_TASK PROMPT_
Work out how many lines hold the string "page". Give that number and nothing more.

::::

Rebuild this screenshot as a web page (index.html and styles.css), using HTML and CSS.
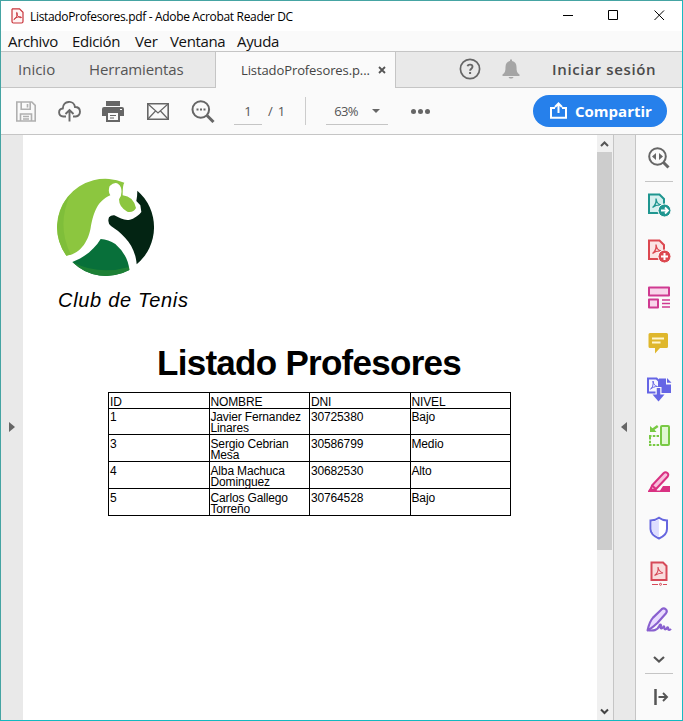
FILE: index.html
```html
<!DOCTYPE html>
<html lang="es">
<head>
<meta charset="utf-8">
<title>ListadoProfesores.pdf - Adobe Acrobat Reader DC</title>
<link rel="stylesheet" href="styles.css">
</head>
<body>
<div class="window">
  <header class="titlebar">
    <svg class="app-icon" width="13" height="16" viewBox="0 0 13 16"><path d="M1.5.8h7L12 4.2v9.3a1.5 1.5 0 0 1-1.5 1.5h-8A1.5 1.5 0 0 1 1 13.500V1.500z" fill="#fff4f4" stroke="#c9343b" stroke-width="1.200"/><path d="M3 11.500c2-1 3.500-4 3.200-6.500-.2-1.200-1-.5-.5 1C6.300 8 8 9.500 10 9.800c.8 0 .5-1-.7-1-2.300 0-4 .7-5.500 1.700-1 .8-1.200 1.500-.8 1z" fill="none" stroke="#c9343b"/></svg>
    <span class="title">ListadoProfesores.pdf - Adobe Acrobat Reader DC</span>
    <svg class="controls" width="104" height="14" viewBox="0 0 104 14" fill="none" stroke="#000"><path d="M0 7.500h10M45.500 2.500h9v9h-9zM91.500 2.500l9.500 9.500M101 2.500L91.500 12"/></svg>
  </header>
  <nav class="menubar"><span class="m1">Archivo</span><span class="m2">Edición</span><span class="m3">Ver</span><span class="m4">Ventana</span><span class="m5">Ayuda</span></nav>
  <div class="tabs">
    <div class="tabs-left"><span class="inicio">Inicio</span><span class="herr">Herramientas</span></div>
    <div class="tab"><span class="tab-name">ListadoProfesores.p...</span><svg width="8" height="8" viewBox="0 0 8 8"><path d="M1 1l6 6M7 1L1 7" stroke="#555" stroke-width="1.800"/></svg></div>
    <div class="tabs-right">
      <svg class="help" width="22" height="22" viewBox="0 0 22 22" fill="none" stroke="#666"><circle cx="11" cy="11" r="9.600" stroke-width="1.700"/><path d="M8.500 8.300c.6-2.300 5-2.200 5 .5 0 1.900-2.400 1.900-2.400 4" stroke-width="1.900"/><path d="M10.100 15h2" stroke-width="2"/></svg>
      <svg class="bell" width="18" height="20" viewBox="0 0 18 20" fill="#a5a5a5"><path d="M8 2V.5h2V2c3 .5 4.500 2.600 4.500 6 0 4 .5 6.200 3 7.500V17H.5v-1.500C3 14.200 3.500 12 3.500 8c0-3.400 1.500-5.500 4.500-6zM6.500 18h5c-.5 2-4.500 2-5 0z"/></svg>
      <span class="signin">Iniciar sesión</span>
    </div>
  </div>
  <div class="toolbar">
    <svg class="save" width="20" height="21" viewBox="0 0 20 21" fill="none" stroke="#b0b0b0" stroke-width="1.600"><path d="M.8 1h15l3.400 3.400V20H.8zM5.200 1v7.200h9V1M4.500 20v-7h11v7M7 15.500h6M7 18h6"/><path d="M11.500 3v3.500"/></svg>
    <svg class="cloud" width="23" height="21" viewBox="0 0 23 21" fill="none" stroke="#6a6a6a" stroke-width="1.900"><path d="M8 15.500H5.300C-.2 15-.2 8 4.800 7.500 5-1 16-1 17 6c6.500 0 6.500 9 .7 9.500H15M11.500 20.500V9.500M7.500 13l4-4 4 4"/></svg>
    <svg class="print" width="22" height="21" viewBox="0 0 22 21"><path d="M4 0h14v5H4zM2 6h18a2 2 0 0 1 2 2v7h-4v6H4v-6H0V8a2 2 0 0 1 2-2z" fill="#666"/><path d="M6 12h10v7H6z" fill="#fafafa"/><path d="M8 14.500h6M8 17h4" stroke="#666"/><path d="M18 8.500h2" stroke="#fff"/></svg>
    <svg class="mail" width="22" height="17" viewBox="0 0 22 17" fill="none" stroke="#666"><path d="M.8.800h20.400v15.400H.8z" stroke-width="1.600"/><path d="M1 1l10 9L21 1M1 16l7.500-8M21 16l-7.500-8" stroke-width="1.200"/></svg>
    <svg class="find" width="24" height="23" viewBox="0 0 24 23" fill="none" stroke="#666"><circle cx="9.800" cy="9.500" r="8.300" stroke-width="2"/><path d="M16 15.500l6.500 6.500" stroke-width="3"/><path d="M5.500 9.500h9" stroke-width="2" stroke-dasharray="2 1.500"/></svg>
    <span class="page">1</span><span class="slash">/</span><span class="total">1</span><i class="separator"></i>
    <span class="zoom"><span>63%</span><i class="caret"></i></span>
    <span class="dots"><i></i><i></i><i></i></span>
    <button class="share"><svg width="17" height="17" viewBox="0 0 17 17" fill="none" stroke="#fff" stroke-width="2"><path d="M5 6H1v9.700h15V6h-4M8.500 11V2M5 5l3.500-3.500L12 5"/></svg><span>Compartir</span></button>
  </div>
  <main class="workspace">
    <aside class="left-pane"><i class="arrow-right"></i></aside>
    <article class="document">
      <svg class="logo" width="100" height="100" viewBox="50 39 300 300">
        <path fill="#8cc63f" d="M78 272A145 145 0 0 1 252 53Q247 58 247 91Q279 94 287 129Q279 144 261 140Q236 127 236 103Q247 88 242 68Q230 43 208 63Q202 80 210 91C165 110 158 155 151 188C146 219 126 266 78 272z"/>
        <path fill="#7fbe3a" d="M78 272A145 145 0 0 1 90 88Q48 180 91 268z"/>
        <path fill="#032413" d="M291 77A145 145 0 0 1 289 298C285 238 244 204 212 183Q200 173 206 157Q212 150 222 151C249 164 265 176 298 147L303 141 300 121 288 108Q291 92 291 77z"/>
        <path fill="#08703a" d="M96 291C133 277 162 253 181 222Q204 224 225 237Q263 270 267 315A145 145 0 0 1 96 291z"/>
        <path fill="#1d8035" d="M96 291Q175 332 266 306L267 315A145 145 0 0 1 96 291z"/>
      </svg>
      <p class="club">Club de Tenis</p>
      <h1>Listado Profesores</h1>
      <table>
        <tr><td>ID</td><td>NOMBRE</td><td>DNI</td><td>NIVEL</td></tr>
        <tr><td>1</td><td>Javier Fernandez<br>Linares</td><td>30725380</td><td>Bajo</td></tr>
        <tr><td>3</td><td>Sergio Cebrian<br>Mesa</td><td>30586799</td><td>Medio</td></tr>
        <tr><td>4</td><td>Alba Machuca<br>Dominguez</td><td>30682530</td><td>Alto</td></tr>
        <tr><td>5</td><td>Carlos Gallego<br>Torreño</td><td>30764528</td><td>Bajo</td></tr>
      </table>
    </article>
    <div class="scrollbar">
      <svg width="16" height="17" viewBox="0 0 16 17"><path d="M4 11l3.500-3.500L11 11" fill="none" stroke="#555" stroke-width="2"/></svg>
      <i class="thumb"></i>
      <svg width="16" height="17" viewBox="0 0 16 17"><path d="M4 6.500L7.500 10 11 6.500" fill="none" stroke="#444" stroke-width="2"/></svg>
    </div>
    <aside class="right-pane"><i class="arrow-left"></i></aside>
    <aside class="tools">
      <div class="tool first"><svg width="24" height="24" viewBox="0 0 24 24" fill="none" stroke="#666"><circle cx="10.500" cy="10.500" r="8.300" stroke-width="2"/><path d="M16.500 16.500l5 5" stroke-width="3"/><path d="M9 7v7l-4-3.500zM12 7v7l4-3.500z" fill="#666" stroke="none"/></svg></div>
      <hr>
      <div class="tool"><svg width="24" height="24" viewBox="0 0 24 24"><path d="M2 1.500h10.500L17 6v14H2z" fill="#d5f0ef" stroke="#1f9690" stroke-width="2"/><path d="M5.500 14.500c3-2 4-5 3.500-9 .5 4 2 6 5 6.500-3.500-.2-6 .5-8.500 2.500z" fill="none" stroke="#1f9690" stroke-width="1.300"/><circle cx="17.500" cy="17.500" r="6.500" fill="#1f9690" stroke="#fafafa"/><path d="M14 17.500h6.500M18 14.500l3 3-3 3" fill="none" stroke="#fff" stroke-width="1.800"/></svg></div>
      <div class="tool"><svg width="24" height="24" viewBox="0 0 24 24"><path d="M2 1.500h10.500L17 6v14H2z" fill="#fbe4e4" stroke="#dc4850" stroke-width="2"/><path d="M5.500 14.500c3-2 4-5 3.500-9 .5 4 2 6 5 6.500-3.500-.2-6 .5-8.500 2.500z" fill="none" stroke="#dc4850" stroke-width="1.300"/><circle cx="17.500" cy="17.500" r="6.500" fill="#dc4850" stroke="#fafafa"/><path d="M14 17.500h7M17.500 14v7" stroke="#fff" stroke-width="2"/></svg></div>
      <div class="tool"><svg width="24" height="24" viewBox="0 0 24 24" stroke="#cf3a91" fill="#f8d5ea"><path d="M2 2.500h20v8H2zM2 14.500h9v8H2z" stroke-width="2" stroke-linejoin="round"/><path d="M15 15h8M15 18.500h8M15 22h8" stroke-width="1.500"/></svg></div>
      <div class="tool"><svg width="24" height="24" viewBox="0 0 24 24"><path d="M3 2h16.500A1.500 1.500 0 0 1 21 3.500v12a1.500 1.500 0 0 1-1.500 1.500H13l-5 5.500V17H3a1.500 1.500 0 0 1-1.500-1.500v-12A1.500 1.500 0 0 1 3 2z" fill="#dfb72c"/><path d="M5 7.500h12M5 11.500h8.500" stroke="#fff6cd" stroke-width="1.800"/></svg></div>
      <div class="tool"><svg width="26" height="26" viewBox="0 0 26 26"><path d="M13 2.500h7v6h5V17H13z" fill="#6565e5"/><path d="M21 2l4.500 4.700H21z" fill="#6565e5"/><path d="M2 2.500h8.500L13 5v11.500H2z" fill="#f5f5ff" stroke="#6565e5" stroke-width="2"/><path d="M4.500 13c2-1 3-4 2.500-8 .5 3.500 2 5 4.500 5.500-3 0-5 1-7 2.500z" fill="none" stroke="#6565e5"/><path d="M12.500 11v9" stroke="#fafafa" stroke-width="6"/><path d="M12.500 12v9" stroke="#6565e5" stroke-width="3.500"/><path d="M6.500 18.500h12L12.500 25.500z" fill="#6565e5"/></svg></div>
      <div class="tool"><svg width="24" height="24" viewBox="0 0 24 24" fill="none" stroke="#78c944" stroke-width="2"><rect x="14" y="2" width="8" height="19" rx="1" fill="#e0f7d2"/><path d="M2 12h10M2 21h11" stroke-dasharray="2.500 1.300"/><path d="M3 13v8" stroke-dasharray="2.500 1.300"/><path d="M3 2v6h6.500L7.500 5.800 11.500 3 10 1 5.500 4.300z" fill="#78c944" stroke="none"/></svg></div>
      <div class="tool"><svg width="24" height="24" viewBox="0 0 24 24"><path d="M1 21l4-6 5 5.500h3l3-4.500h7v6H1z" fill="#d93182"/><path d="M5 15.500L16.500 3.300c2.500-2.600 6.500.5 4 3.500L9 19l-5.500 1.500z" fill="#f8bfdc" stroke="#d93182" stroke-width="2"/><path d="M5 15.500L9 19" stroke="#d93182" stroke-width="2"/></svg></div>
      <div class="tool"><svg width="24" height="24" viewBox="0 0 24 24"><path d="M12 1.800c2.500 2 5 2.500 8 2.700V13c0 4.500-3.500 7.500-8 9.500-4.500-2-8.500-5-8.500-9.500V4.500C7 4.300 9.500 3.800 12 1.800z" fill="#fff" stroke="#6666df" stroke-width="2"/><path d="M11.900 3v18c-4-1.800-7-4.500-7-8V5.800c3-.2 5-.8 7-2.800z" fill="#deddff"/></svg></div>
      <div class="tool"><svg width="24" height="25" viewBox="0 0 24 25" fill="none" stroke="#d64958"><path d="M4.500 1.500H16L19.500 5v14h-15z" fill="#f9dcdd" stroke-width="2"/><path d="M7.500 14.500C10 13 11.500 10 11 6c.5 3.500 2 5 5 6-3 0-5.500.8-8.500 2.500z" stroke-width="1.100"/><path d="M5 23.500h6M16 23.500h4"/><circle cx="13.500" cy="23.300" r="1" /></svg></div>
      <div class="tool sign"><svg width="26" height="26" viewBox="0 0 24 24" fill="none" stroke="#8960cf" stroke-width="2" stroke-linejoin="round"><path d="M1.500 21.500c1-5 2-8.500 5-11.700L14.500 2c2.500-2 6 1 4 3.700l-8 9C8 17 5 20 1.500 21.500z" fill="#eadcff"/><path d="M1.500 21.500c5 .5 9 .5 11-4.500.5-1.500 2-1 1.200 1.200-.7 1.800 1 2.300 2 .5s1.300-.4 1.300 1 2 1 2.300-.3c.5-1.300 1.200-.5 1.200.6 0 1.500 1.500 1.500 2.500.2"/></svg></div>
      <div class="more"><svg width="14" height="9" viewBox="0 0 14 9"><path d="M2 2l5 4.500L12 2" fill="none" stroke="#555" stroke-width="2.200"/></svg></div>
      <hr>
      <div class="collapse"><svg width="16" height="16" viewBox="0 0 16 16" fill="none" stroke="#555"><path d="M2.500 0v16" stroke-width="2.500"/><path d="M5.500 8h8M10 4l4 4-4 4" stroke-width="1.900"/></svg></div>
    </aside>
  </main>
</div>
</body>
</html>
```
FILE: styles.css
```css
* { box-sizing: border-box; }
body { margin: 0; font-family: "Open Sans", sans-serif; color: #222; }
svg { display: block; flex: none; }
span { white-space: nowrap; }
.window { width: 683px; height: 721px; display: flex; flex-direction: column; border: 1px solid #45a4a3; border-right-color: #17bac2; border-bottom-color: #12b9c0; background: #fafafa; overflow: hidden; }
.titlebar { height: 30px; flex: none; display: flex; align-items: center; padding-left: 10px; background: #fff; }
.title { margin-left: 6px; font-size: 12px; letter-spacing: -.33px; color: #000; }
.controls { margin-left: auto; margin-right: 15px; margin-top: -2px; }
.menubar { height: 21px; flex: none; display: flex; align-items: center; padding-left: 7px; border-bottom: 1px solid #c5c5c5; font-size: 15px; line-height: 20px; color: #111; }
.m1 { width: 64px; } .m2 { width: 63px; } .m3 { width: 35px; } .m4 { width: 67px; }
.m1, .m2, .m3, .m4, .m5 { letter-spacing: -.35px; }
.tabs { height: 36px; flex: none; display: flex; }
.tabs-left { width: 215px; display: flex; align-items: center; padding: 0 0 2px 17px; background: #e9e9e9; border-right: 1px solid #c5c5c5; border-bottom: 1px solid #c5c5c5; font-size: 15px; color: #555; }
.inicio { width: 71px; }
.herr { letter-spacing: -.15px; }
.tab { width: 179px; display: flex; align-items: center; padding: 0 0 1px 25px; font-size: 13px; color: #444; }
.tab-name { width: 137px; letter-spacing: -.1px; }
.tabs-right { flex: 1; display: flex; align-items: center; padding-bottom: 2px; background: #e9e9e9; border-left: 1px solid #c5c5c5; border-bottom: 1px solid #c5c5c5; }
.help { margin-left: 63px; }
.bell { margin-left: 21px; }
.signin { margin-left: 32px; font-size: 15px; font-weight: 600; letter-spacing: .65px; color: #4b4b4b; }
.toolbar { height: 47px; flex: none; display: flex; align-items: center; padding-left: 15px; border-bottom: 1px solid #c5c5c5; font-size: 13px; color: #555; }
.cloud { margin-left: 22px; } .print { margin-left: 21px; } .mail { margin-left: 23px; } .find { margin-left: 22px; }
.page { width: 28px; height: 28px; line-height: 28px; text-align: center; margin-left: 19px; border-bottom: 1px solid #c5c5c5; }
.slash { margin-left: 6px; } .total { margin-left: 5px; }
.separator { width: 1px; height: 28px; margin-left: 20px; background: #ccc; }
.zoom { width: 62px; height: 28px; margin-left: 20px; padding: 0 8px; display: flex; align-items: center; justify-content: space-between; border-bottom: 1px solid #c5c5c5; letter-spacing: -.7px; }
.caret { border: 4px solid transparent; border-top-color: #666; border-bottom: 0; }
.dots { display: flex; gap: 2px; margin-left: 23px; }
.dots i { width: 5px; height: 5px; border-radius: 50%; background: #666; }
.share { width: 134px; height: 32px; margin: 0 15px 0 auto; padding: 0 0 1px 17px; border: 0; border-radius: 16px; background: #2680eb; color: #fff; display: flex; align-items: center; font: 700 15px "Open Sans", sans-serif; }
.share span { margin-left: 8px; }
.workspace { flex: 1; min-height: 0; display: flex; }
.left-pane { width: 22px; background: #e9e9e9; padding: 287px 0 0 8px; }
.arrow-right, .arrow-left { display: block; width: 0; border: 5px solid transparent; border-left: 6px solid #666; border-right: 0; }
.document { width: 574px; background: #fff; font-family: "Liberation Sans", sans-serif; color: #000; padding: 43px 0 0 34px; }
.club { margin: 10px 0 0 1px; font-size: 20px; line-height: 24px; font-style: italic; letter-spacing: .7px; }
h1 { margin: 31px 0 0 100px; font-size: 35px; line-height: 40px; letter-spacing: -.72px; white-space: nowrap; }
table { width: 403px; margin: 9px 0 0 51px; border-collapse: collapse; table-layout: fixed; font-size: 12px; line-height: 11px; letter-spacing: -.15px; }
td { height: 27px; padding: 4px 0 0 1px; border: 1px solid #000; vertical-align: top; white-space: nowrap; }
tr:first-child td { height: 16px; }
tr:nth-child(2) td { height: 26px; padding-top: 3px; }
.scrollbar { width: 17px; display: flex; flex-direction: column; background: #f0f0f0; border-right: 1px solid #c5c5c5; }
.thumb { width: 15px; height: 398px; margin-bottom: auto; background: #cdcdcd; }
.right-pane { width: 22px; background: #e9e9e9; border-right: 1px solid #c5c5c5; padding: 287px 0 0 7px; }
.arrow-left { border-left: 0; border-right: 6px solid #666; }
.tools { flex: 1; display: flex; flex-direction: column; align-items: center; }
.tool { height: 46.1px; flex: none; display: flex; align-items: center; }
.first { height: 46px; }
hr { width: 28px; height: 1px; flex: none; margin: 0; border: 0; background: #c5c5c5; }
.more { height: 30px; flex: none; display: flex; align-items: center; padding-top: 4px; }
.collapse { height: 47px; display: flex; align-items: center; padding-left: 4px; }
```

::::

_SOLUTION TO THE EXERCISE_
3